And what is being done here in America is nothing compared to what American
corporations are doing to the environment of other lands. What a global mess is
being left behind for our kids and grandkids!
What Can We Do?
Some union leaders are saying that organizing the unorganized is the key task and propose that the lion’s share of union resources be devoted to this effort.
Of course organizing is a good thing. Significant resources should always be allocated to bringing more workers into our unions. But this cannot and should not be our sole, or even top priority.
For one thing, the economic situation, and the repressive labor laws unions abide by, guarantee that significant organizing victories are going to be few and far between—no matter how much money is spent. We are not going to even keep up with the number of union members lost to corporate layoffs and outsourcing.
But even more importantly we have to recognize that none of the challenges named above can be effectively addressed through traditional collective bargaining with individual employers.
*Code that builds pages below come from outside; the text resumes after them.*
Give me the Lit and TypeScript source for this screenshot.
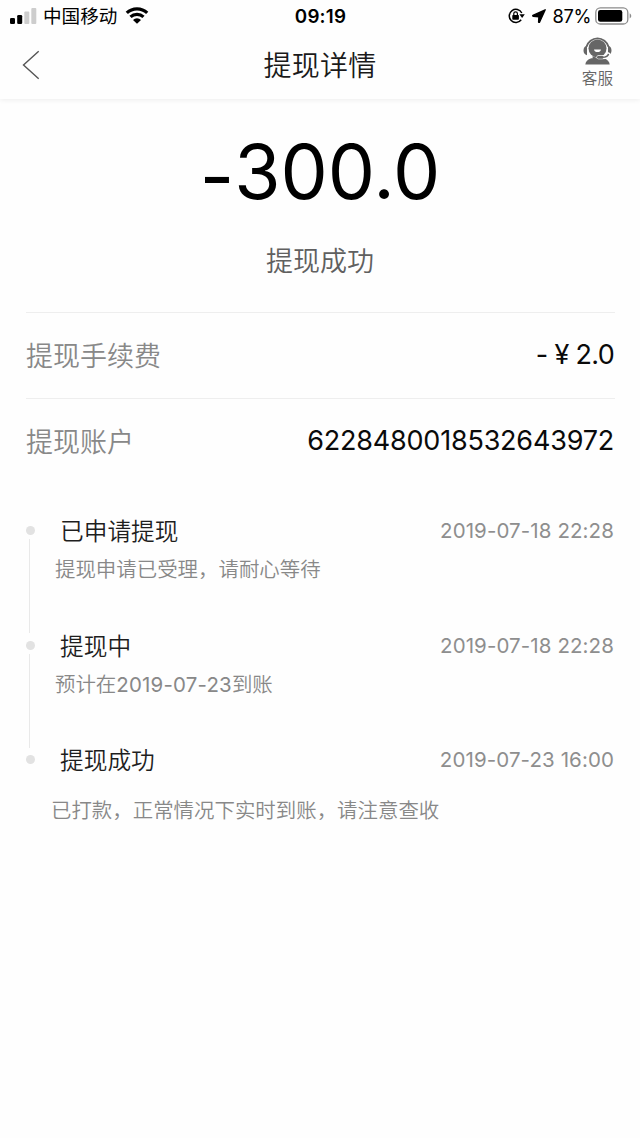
import { LitElement, html, css } from "lit";
import { customElement } from "lit/decorators.js";

interface Step {
  title: string;
  time: string;
  note: unknown;
}

const STEPS: Step[] = [
  { title: "已申请提现", time: "2019-07-18 22:28", note: "提现申请已受理，请耐心等待" },
  { title: "提现中", time: "2019-07-18 22:28", note: html`预计在<span class="date">2019-07-23</span>到账` },
  { title: "提现成功", time: "2019-07-23 16:00", note: "已打款，正常情况下实时到账，请注意查收" },
];

@customElement("status-bar")
class StatusBar extends LitElement {
  static styles = css`
    :host {
      display: grid;
      grid-template-columns: 1fr auto 1fr;
      align-items: center;
      height: 32px;
      padding: 0 9px 0 10px;
      box-sizing: border-box;
      color: #000;
    }
    svg { display: block; flex: none; }
    .left, .right { display: flex; align-items: center; }
    .right { justify-content: flex-end; margin-right: -1px; }
    .carrier { font-size: 18.6px; margin: 0 8px 0 6px; line-height: 32px; }
    .time { font-size: 18.8px; font-weight: 600; letter-spacing: 0.2px; line-height: 30px; padding-top: 2px; }
    .lock { margin-right: 7px; }
    .arrow { margin-right: 7px; }
    .percent { font-size: 18.3px; letter-spacing: -0.4px; margin-right: 4px; line-height: 32px; }
  `;
  render() {
    return html`
      <div class="left">
        <svg width="27" height="18" viewBox="0 0 27 18">
          <rect x="0" y="11" width="5" height="6" rx="1.3" />
          <rect x="7.2" y="8" width="5" height="9" rx="1.3" />
          <rect x="14.3" y="4.5" width="5" height="12.5" rx="1" fill="#cdcdcd" />
          <rect x="21.3" y="1" width="5" height="16" rx="1" fill="#cdcdcd" />
        </svg>
        <span class="carrier">中国移动</span>
        <svg width="24" height="18" viewBox="0 0 24 18">
          <path d="M1.8 5.9a14.7 14.7 0 0 1 20.4 0M5.5 9.9a9.4 9.4 0 0 1 13 0" fill="none" stroke="#000" stroke-width="3.2" />
          <path d="M12 16.8 8 12.9a5.7 5.7 0 0 1 8 0z" />
        </svg>
      </div>
      <span class="time">09:19</span>
      <div class="right">
        <svg class="lock" width="17" height="16" viewBox="0 0 17 16">
          <path d="M13.8 5A6.6 6.6 0 1 0 13.2 11.8" fill="none" stroke="#000" stroke-width="1.5" />
          <path d="M11.4 6.2h5.4l-2.7 3.7z" />
          <rect x="4.3" y="7" width="6.6" height="4.8" rx=".7" />
          <path d="M5.8 7V5.6a1.8 1.8 0 0 1 3.6 0V7" fill="none" stroke="#000" stroke-width="1.2" />
        </svg>
        <svg class="arrow" width="14" height="14" viewBox="0 0 14 14">
          <path d="M13.2.8.9 6.4q-.5.5.2.8l5.8.6-.3 5.3q.4.6.9.1z" stroke="#000" stroke-width="1.4" stroke-linejoin="round" />
        </svg>
        <span class="percent">87%</span>
        <svg width="37" height="18" viewBox="0 0 37 18">
          <rect x=".8" y=".8" width="32" height="16.2" rx="4.6" fill="none" stroke="#8b8b8b" stroke-width="1.3" />
          <rect x="3" y="3" width="24.3" height="11.8" rx="2.3" />
          <path d="M34.7 6.2q3.2 2.7 0 5.4z" fill="#8b8b8b" />
        </svg>
      </div>
    `;
  }
}

@customElement("nav-bar")
class NavBar extends LitElement {
  static styles = css`
    :host {
      display: grid;
      grid-template-columns: 1fr auto 1fr;
      align-items: center;
      height: 67px;
      padding: 0 27px 0 22px;
      box-shadow: 0 1px 5px rgba(0, 0, 0, 0.07);
      clip-path: inset(0 0 -10px 0);
      box-sizing: border-box;
    }
    svg { display: block; }
    .back { margin-bottom: 2px; }
    .title { font-size: 28px; font-weight: 350; color: #1a1a1a; line-height: 40px; margin: 0 -5px 0 0; letter-spacing: 0.3px; }
    .service {
      justify-self: end;
      display: flex;
      flex-direction: column;
      align-items: center;
      gap: 2px;
      color: #666;
      font-size: 15.6px;
      font-weight: 350;
      line-height: 22px;
      padding-bottom: 6px;
    }
  `;
  render() {
    return html`
      <svg class="back" width="18" height="30" viewBox="0 0 18 30">
        <path d="M16.7 1.2 1.5 15l15.2 13.8" fill="none" stroke="#555" stroke-width="1.4" />
      </svg>
      <h1 class="title">提现详情</h1>
      <div class="service">
        <svg width="29" height="30" viewBox="0 0 29 30">
          <path d="M3.5 10.8a11.4 11.4 0 0 1 22 0" fill="none" stroke="#666" stroke-width="1.9" />
          <path d="M4 9.8v9.4Q.5 18.4.5 14.5T4 9.8zM25 9.8v9.4q3.5-.8 3.5-4.7T25 9.8z" fill="#666" />
          <path d="M2.3 28.6q.4-4.8 6-6.4h12.4q5.6 1.6 6 6.4z" fill="#666" />
          <circle cx="14.5" cy="12.4" r="9" fill="#666" />
          <path d="M9.6 20q5 3.5 9.8 0v3.6H9.6z" fill="#666" />
          <path d="M11 13.4h7q-.6 2.7-3.5 2.7T11 13.4z" fill="#fff" />
          <path d="M25.2 18.2q-.6 3.1-6 3.1h-3.8" fill="none" stroke="#fff" stroke-width="4" stroke-linecap="round" />
          <path d="M25.5 17.8q-.6 3.4-6.2 3.5" fill="none" stroke="#666" stroke-width="1.6" />
          <rect x="14" y="20" width="6.4" height="2.7" rx="1.2" fill="#666" />
        </svg>
        <span>客服</span>
      </div>
    `;
  }
}

@customElement("step-list")
class StepList extends LitElement {
  static styles = css`
    :host { display: block; padding: 0 26px 0 25px; }
    .step { display: grid; grid-template-columns: 10px 1fr; height: 114.5px; }
    .rail { display: flex; flex-direction: column; align-items: center; padding-top: 14px; }
    .dot { width: 9px; height: 9px; border-radius: 50%; background: #e2e2e2; flex: none; }
    .line { width: 1.5px; height: 94px; margin: 4px 1px 0 0; background: #e9e9e9; }
    .head { display: flex; justify-content: space-between; align-items: center; height: 36px; padding-left: 25px; }
    .title { font-size: 23.7px; font-weight: 350; color: #1e1e1e; }
    .time { font-size: 20.5px; font-weight: 380; color: #8e8e8e; letter-spacing: 0.1px; padding-top: 1px; }
    .note { font-size: 20.45px; font-weight: 350; line-height: 30px; color: #888; padding: 7px 0 0 20px; white-space: nowrap; }
    .date { font-weight: 380; letter-spacing: 0.2px; }
    .step:last-child .note { padding: 19px 0 0 16px; }
  `;
  render() {
    return html`${STEPS.map(
      (s, i) => html`
        <div class="step">
          <div class="rail">
            <div class="dot"></div>
            ${i < STEPS.length - 1 ? html`<div class="line"></div>` : ""}
          </div>
          <div>
            <div class="head"><span class="title">${s.title}</span><span class="time">${s.time}</span></div>
            <div class="note">${s.note}</div>
          </div>
        </div>
      `
    )}`;
  }
}

@customElement("app-root")
class AppRoot extends LitElement {
  static styles = css`
    :host {
      display: block;
      height: 1138px;
      overflow: hidden;
      background: #fefefe;
      font-family: Inter, "Noto Sans CJK SC", sans-serif;
    }
    .summary { height: 213px; display: flex; flex-direction: column; align-items: center; }
    .amount { display: flex; font-size: 75px; line-height: 90px; margin-top: 28px; color: #000; }
    .sign { padding-top: 4px; }
    .state { font-size: 27px; font-weight: 350; line-height: 40px; margin-top: 21px; color: #606060; }
    .row {
      display: flex;
      justify-content: space-between;
      align-items: center;
      height: 86px;
      box-sizing: border-box;
      margin: 0 25px 0 26px;
      border-top: 1px solid #eee;
      font-size: 27px;
    }
    .label { color: #888; font-weight: 350; padding-bottom: 2px; }
    .value { color: #0a0a0a; padding-bottom: 2px; margin-right: 1px; }
    .fee { letter-spacing: -0.7px; }
    .number { letter-spacing: -0.2px; }
    .steps { margin-top: 28px; }
  `;
  render() {
    return html`
      <status-bar></status-bar>
      <nav-bar></nav-bar>
      <div class="summary">
        <div class="amount"><span class="sign">-</span><span>300.0</span></div>
        <div class="state">提现成功</div>
      </div>
      <div class="row"><span class="label">提现手续费</span><span class="value fee">-&nbsp;¥&nbsp;2.0</span></div>
      <div class="row"><span class="label">提现账户</span><span class="value number">6228480018532643972</span></div>
      <step-list class="steps"></step-list>
    `;
  }
}
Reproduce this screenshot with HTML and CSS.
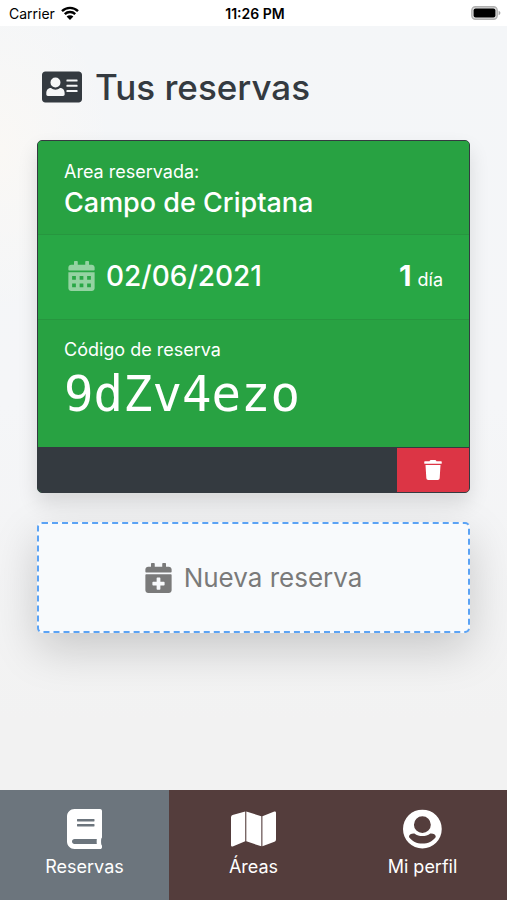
FILE: index.html
```html
<!DOCTYPE html>
<html lang="es">
<head>
  <meta charset="UTF-8" />
  <meta name="viewport" content="width=device-width, initial-scale=1.0"/>
  <title>Tus reservas</title>
  <link rel="stylesheet" href="styles.css">
</head>
<body>
  <div class="status-bar">
    <div class="carrier">
      <span>Carrier</span>
      <svg class="wifi" viewBox="0 0 18 14" aria-hidden="true">
        <path d="M1 5.2a11.4 11.4 0 0 1 16 0M3.8 8.1a7.4 7.4 0 0 1 10.4 0" fill="none" stroke="#000" stroke-width="2.4"/>
        <path d="M9 14l-3.4-3.5a4.9 4.9 0 0 1 6.8 0z"/>
      </svg>
    </div>
    <span class="time">11:26 PM</span>
    <div class="battery-wrap">
      <svg class="battery" viewBox="0 0 30 14" aria-hidden="true">
        <rect x="0.8" y="0.8" width="25.4" height="12.4" rx="3.6" fill="#ddd" stroke="#b0b0b0" stroke-width="1.4"/>
        <rect x="2.6" y="2.4" width="21.8" height="9.2" rx="2"/>
        <path d="M27.6 4.8c2.4.8 2.4 3.6 0 4.4z" fill="#a6a6a6"/>
      </svg>
    </div>
  </div>

  <main class="content">
    <h1>
      <svg class="title-icon" viewBox="0 0 576 512" aria-hidden="true"><path fill-rule="evenodd" d="M528 32H48C21.500 32 0 53.500 0 80v352c0 26.500 21.500 48 48 48h480c26.500 0 48-21.500 48-48V80c0-26.500-21.500-48-48-48zM194 118a72 72 0 1 1 0 144 72 72 0 1 1 0-144zM130 270c36 32 92 32 128 0 38 0 68 28 68 72v22c0 12-10 20-22 20H84c-12 0-22-8-22-20v-22c0-44 30-72 68-72zM360 148h144q8 0 8 8v14q0 8-8 8H360q-8 0-8-8v-14q0-8 8-8zM360 222h144q8 0 8 8v14q0 8-8 8H360q-8 0-8-8v-14q0-8 8-8zM360 298h144q8 0 8 8v14q0 8-8 8H360q-8 0-8-8v-14q0-8 8-8z"/></svg>
      Tus reservas
    </h1>

    <article class="card">
      <div class="card-header">
        <p>Area reservada:</p>
        <h2>Campo de Criptana</h2>
      </div>
      <div class="card-body">
        <div class="date">
          <svg class="icon" viewBox="0 0 448 512" aria-hidden="true"><path fill-rule="evenodd" d="M436 160H12c-6.600 0-12-5.400-12-12v-36c0-26.500 21.500-48 48-48h48V12c0-6.600 5.400-12 12-12h40c6.600 0 12 5.400 12 12v52h128V12c0-6.600 5.400-12 12-12h40c6.600 0 12 5.400 12 12v52h48c26.500 0 48 21.500 48 48v36c0 6.600-5.400 12-12 12zM0 192h448v272c0 26.500-21.500 48-48 48H48c-26.500 0-48-21.500-48-48zM64 256h64v64H64zM192 256h64v64h-64zM320 256h64v64h-64zM64 384h64v64H64zM192 384h64v64h-64zM320 384h64v64h-64z"/></svg>
          <span>02/06/2021</span>
        </div>
        <div class="days"><strong>1</strong> <span>día</span></div>
      </div>
      <div class="card-code">
        <p>Código de reserva</p>
        <code>9dZv4ezo</code>
      </div>
      <div class="card-footer">
        <button type="button" class="delete-button" aria-label="Eliminar">
          <svg viewBox="0 0 448 512" aria-hidden="true"><path d="M432 32H312l-9.400-18.700A24 24 0 0 0 281.100 0H166.800a23.720 23.720 0 0 0-21.400 13.300L136 32H16A16 16 0 0 0 0 48v32a16 16 0 0 0 16 16h416a16 16 0 0 0 16-16V48a16 16 0 0 0-16-16zM53.200 467a48 48 0 0 0 47.900 45h245.800a48 48 0 0 0 47.900-45L416 128H32z"/></svg>
        </button>
      </div>
    </article>

    <button type="button" class="new-button">
      <svg class="icon" viewBox="0 0 448 512" aria-hidden="true"><path d="M436 160H12c-6.600 0-12-5.400-12-12v-36c0-26.500 21.500-48 48-48h48V12c0-6.600 5.400-12 12-12h40c6.600 0 12 5.400 12 12v52h128V12c0-6.600 5.400-12 12-12h40c6.600 0 12 5.400 12 12v52h48c26.500 0 48 21.500 48 48v36c0 6.600-5.400 12-12 12zM12 192h424c6.600 0 12 5.400 12 12v260c0 26.500-21.500 48-48 48H48c-26.500 0-48-21.500-48-48V204c0-6.600 5.400-12 12-12zm316 140c0-6.600-5.400-12-12-12h-60v-60c0-6.600-5.400-12-12-12h-40c-6.600 0-12 5.400-12 12v60h-60c-6.600 0-12 5.400-12 12v40c0 6.600 5.400 12 12 12h60v60c0 6.600 5.400 12 12 12h40c6.600 0 12-5.400 12-12v-60h60c6.600 0 12-5.400 12-12v-40z"/></svg>
      <span>Nueva reserva</span>
    </button>
  </main>

  <nav class="tab-bar">
    <a href="#" class="active">
      <svg viewBox="0 0 448 512" aria-hidden="true"><path d="M448 360V24c0-13.300-10.700-24-24-24H96C43 0 0 43 0 96v320c0 53 43 96 96 96h328c13.300 0 24-10.700 24-24v-16c0-7.500-3.500-14.300-8.900-18.700-4.200-15.400-4.200-59.300 0-74.700 5.400-4.300 8.900-11.100 8.900-18.600zM128 134c0-3.300 2.700-6 6-6h212c3.300 0 6 2.700 6 6v20c0 3.300-2.700 6-6 6H134c-3.300 0-6-2.700-6-6v-20zm0 64c0-3.300 2.700-6 6-6h212c3.300 0 6 2.700 6 6v20c0 3.300-2.700 6-6 6H134c-3.300 0-6-2.700-6-6v-20zm253.400 250H96c-17.700 0-32-14.300-32-32 0-17.600 14.400-32 32-32h285.400c-1.900 17.100-1.900 46.900 0 64z"/></svg>
      <span>Reservas</span>
    </a>
    <a href="#">
      <svg viewBox="0 0 576 512" aria-hidden="true"><path d="M0 106v358c0 11.320 11.430 19.060 21.940 14.860L182 414V32L20.120 78A32.006 32.006 0 0 0 0 106zM196 414l192 64V92L196 32v382zM554.060 33.160L402 92v386l153.880-60A31.996 31.996 0 0 0 576 388V48.020c0-11.320-11.430-19.060-21.940-14.860z"/></svg>
      <span>Áreas</span>
    </a>
    <a href="#">
      <svg viewBox="0 0 496 512" aria-hidden="true"><path fill-rule="evenodd" d="M248 8a248 248 0 1 0 0 496 248 248 0 1 0 0-496zM248 92a108 108 0 1 1 0 216 108 108 0 1 1 0-216zM76 357c4-34 30-46 70-44 60 44 144 44 204 0 40-2 66 10 70 44-40 56-100 84-172 84s-132-28-172-84z"/></svg>
      <span>Mi perfil</span>
    </a>
  </nav>
</body>
</html>
```

FILE: styles.css
```css
* {
  box-sizing: border-box;
}
body {
  margin: 0;
  min-height: 100vh;
  display: flex;
  flex-direction: column;
  font-family: Inter, "Liberation Sans", sans-serif;
  font-size: 18px;
  color: #343a40;
  background:
    radial-gradient(ellipse 110px 160px at 0 150px, #faf8f5, rgba(250, 248, 245, 0)),
    linear-gradient(#f4f6f8, #f5f6f8 45%, #f2f2f2 80%);
}
h1, h2, p {
  margin: 0;
}
svg {
  display: block;
  fill: currentColor;
}
.status-bar {
  display: grid;
  grid-template-columns: 1fr auto 1fr;
  align-items: center;
  height: 26px;
  padding: 0 6px 0 9px;
  background: white;
  color: black;
  font-size: 14px;
}
.carrier {
  display: flex;
  align-items: center;
  gap: 6px;
}
.wifi {
  width: 18px;
  height: 14px;
}
.time {
  font-weight: 600;
}
.battery-wrap {
  display: flex;
  justify-content: flex-end;
}
.battery {
  width: 30px;
  height: 14px;
}
.content {
  flex: 1;
  padding: 37px;
}
h1 {
  display: flex;
  align-items: center;
  gap: 13px;
  margin-bottom: 29px;
  padding-left: 5px;
  font-size: 35px;
  font-weight: 500;
  line-height: 48px;
}
.title-icon {
  width: 40px;
  height: 36px;
}
.icon {
  width: 27px;
  height: 30px;
}
.card {
  margin-bottom: 29px;
  border: 1px solid #343a40;
  border-radius: 5px;
  overflow: hidden;
  background: #28a745;
  color: white;
  box-shadow: 0 10px 20px rgba(0, 0, 0, 0.12);
}
.card-header {
  padding: 20px 26px 13px;
  border-bottom: 1px solid #27963f;
  background: #28a242;
}
.card-header p,
.card-code p {
  line-height: 22px;
}
.card-header h2 {
  margin-top: 2px;
  font-size: 27px;
  font-weight: 500;
  line-height: 36px;
}
.card-body {
  display: flex;
  align-items: center;
  justify-content: space-between;
  padding: 23px 26px 25px 30px;
}
.date {
  display: flex;
  align-items: center;
  gap: 11px;
  font-size: 28px;
  font-weight: 500;
  line-height: 36px;
}
.date .icon {
  opacity: 0.5;
}
.days {
  display: flex;
  align-items: baseline;
  gap: 6px;
  line-height: 24px;
}
.days strong {
  font-size: 29px;
  font-weight: 700;
  line-height: 36px;
}
.card-code {
  padding: 19px 26px 21px;
  border-top: 1px solid #27963f;
  background: #28a242;
}
.card-code code {
  display: block;
  margin-top: 3px;
  font-family: "DejaVu Sans Mono", monospace;
  font-size: 49px;
  line-height: 62px;
}
.card-footer {
  display: flex;
  justify-content: flex-end;
  border-top: 1px solid #343a40;
  background: #343a40;
}
.delete-button {
  display: flex;
  align-items: center;
  justify-content: center;
  width: 72px;
  height: 44px;
  padding: 0;
  border: none;
  background: #dc3545;
  color: white;
  cursor: pointer;
}
.delete-button svg {
  width: 18px;
  height: 20px;
}
.new-button {
  display: flex;
  align-items: center;
  justify-content: center;
  gap: 12px;
  width: 100%;
  height: 111px;
  border: 2px dashed #5ba3f5;
  border-radius: 5px;
  background: #f8fafc;
  color: #7a7a7a;
  font-family: inherit;
  font-size: 26px;
  box-shadow: 0 16px 45px rgba(0, 0, 0, 0.18);
  cursor: pointer;
}
.tab-bar {
  display: grid;
  grid-template-columns: repeat(3, 1fr);
  background: #543d3c;
}
.tab-bar a {
  display: flex;
  flex-direction: column;
  align-items: center;
  gap: 6px;
  height: 110px;
  padding-top: 19px;
  color: white;
  text-decoration: none;
  line-height: 24px;
}
.tab-bar .active {
  background: #6c757d;
}
.tab-bar svg {
  height: 40px;
}
```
That’s true even with health care and pensions. One reason we face such a crisis in these areas is the flawed historical approach of our unions. For decades we have agreed to make our health care and retirement benefits dependent on current employers. In every other industrial country the labor movement successfully fought to get universal health care and pensions as public services, guaranteed to all. Even those of us with the best health insurance are out of luck if we’re laid off. And we, not the boss, pay most of the rising costs of health insurance either directly, through premiums and copays, or indirectly by diverting compensation that could have otherwise gone to wages.
Dealing With Politics
Certainly we have never seen a White House quite so arrogant about pursuing an antiworker agenda.
While Bush & Co. may be more crude they have not strayed all that far from a bipartisan line of march that has given us a kicking the past thirty years or so.
The Democrat ‘Opposition’
The best you will hear about health care from Democrat leaders is a cynical "universal health care" scheme that requires everyone to obtain private health insurance. Their prescription plans take public funds to subsidize the unconscionable price gouging of drug companies.
It was a Democrat dominated congress that started pushing up the retirement age from 65 to 67. It was a Democrat president that appointed a Social Security Commission charged with chiseling us out of even more benefits and legitimizing discussion about Social Security privatization.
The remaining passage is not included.